Here is how to manage the behavior:

  1. The Cracked Door Compromise: Leave the door cracked one inch. This allows the cat to maintain a visual line of sight, smell the air, and confirm you are safe. It satisfies their patrolling instinct without requiring them to sit on the bath mat staring at you.

  2. Ignore the Escalation: If you need to keep a certain door closed permanently — an infant’s nursery or a home office — you will need to weather the initial protest. The cat will scratch and yowl. It will be annoying. But if you open the door while they are crying, you teach them that “demanding loudly works.” Ignore the behavior entirely and never reward the scratching with an open door. Eventually, they will accept the smaller territory.

  3. High-Value Distractions: If you are closing the bedroom door to sleep, give the cat a distraction immediately before you close it.
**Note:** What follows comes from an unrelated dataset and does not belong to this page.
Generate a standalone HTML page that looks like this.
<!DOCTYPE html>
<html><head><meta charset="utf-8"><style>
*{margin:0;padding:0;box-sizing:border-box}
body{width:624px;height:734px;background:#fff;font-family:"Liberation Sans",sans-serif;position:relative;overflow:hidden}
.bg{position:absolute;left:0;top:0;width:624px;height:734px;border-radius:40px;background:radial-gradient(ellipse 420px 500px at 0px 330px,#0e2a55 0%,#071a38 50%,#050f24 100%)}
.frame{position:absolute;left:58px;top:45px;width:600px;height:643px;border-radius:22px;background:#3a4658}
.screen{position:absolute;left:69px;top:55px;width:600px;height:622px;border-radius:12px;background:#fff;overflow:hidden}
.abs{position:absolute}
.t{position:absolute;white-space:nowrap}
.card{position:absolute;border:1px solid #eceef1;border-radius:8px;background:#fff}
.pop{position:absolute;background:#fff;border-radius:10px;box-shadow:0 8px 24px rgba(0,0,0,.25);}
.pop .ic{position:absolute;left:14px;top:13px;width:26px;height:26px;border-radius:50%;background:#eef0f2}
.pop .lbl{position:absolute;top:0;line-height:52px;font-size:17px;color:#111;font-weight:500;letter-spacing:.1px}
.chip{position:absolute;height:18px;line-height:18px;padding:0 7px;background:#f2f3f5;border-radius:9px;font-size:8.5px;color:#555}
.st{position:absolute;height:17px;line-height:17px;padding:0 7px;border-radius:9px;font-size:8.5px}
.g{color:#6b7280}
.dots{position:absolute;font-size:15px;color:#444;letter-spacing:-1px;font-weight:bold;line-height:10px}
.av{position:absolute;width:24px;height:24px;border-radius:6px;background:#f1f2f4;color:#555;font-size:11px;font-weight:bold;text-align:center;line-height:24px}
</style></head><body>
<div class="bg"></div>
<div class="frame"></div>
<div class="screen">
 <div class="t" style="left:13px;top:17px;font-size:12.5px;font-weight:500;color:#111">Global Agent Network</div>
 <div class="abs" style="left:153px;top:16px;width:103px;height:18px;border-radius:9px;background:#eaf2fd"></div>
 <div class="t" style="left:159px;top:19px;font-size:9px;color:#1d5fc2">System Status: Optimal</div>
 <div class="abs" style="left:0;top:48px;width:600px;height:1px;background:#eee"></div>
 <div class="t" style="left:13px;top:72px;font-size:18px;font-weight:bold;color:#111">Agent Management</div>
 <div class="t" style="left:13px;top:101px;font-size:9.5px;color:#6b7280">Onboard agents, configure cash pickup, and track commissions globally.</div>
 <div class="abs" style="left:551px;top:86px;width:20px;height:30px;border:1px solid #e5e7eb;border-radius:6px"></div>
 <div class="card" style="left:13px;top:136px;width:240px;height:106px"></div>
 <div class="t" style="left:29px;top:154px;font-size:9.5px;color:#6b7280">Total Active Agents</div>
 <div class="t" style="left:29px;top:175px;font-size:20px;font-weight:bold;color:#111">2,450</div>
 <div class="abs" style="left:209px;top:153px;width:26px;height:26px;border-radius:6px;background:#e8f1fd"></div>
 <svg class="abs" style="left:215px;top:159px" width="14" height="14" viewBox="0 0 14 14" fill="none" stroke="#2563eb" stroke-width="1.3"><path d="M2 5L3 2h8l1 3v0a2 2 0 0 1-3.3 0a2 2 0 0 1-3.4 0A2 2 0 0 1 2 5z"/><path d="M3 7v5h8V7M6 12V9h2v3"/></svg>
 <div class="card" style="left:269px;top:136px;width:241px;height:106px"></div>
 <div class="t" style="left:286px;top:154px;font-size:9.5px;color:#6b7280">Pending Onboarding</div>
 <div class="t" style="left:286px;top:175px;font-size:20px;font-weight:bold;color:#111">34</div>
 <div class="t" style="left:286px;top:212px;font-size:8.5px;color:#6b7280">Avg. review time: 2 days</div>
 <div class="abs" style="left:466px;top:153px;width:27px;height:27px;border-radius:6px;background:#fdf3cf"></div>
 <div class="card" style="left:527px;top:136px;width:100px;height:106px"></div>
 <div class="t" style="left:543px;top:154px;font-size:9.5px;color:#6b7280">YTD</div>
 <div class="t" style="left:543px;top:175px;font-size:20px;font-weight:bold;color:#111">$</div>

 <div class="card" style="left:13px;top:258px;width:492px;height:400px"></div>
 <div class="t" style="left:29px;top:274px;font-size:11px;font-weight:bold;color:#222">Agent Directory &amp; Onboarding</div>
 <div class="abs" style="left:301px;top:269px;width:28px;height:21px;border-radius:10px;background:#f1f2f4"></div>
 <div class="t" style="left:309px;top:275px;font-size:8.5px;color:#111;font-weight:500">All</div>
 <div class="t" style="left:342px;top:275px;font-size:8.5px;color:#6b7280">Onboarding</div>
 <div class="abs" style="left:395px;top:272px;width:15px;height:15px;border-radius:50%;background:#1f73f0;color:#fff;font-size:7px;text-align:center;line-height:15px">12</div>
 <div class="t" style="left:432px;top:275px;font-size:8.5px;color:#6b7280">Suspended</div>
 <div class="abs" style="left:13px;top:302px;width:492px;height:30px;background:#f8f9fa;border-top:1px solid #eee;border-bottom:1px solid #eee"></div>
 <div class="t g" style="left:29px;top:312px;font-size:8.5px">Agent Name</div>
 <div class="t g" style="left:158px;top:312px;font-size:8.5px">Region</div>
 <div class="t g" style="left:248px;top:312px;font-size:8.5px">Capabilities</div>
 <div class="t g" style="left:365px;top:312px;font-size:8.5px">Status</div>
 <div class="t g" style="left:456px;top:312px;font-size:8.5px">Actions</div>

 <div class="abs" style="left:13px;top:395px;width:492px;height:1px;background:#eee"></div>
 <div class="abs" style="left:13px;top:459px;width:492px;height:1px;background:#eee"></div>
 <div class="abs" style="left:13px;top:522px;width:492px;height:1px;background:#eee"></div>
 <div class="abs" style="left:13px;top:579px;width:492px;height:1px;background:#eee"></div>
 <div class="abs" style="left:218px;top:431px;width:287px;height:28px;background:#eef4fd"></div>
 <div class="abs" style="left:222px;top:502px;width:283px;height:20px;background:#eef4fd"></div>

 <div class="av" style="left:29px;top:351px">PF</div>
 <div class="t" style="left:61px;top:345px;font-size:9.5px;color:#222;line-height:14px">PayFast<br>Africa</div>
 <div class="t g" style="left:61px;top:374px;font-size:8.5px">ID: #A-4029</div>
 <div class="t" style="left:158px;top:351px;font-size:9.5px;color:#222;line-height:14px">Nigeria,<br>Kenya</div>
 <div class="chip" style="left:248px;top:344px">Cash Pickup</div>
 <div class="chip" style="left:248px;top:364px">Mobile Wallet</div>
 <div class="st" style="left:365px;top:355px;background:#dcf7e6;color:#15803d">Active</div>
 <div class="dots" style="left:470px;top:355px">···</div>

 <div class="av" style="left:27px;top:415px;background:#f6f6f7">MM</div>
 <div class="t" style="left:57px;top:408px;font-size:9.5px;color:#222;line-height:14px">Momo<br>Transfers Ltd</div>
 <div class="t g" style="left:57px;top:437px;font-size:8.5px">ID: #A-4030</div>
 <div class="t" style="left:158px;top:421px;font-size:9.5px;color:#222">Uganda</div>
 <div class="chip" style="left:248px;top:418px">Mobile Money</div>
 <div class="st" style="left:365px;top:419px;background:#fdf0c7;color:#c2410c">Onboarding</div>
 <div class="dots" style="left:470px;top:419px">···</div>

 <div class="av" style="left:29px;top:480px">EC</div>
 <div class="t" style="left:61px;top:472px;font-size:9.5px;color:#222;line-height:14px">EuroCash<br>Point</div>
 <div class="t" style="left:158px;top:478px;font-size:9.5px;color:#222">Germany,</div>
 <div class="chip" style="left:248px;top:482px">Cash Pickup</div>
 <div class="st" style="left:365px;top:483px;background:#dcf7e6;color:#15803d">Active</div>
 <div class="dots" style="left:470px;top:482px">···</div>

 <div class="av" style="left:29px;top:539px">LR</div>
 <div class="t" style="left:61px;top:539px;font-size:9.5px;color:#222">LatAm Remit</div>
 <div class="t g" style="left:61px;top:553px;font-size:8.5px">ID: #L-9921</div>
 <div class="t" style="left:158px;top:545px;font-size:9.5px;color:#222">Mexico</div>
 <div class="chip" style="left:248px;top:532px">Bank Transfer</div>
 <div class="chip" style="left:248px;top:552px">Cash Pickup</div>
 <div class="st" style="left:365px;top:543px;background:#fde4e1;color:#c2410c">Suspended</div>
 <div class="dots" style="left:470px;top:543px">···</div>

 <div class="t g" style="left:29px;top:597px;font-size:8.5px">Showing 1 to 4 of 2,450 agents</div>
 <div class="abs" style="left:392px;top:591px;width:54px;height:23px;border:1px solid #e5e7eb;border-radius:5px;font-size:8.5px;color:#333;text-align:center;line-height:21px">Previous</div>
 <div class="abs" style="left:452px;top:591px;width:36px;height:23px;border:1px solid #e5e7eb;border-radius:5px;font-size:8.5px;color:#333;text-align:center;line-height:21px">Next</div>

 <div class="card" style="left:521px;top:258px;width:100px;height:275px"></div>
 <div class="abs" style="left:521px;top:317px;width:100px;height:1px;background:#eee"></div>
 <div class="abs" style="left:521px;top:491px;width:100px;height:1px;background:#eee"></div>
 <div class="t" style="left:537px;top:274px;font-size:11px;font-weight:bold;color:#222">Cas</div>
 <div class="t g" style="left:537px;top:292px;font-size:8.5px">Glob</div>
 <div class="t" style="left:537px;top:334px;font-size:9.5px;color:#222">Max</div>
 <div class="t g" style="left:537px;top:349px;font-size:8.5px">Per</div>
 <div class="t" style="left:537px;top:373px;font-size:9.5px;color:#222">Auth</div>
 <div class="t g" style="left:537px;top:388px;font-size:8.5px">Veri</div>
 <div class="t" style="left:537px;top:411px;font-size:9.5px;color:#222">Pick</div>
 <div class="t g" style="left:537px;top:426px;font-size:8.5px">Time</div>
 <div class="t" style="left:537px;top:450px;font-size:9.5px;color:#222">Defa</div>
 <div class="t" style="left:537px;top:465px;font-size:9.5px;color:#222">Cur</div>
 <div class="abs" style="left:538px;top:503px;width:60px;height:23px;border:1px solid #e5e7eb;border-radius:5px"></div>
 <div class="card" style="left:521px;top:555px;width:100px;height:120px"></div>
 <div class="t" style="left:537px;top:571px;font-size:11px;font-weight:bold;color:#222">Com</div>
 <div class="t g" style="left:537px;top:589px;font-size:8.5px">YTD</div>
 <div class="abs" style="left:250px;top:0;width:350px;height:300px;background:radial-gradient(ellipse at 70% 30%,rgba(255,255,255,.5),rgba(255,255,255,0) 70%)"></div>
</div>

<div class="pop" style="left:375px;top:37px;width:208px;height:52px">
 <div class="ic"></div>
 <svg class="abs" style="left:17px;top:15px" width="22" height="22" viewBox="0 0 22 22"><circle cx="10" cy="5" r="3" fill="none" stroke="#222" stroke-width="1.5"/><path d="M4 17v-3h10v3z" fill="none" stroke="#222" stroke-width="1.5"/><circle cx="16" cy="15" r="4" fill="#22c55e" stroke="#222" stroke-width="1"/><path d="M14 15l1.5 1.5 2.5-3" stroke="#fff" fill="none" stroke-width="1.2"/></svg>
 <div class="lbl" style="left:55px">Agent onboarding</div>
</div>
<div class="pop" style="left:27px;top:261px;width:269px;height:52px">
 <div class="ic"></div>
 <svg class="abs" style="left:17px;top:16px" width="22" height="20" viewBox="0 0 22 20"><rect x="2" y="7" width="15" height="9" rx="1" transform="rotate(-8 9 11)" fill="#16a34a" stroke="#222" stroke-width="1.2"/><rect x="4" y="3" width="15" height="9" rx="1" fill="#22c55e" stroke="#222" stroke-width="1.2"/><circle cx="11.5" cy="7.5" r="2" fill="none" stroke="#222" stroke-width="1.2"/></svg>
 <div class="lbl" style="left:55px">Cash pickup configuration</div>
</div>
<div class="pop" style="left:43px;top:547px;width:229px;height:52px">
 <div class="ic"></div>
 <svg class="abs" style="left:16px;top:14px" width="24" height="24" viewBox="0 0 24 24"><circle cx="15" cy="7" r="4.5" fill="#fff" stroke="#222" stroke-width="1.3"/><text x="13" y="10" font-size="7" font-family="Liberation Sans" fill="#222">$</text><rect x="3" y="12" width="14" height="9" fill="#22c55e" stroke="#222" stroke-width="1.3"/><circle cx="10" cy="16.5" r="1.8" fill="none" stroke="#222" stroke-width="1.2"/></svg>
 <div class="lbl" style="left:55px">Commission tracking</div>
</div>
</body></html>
Feed them a wet food meal or scatter puzzle toys with treats in the living room. Give their brain something to do so they are not focused on the closed door.

Conclusion

The next time your cat pushes their paw under the bathroom door and cries as if their heart is breaking, do not take it personally. They are not trying to invade your privacy. They are an ancient, territorial, highly curious predator making sure their kingdom is secure and that their large, hairless housemate has not fallen into the bathtub.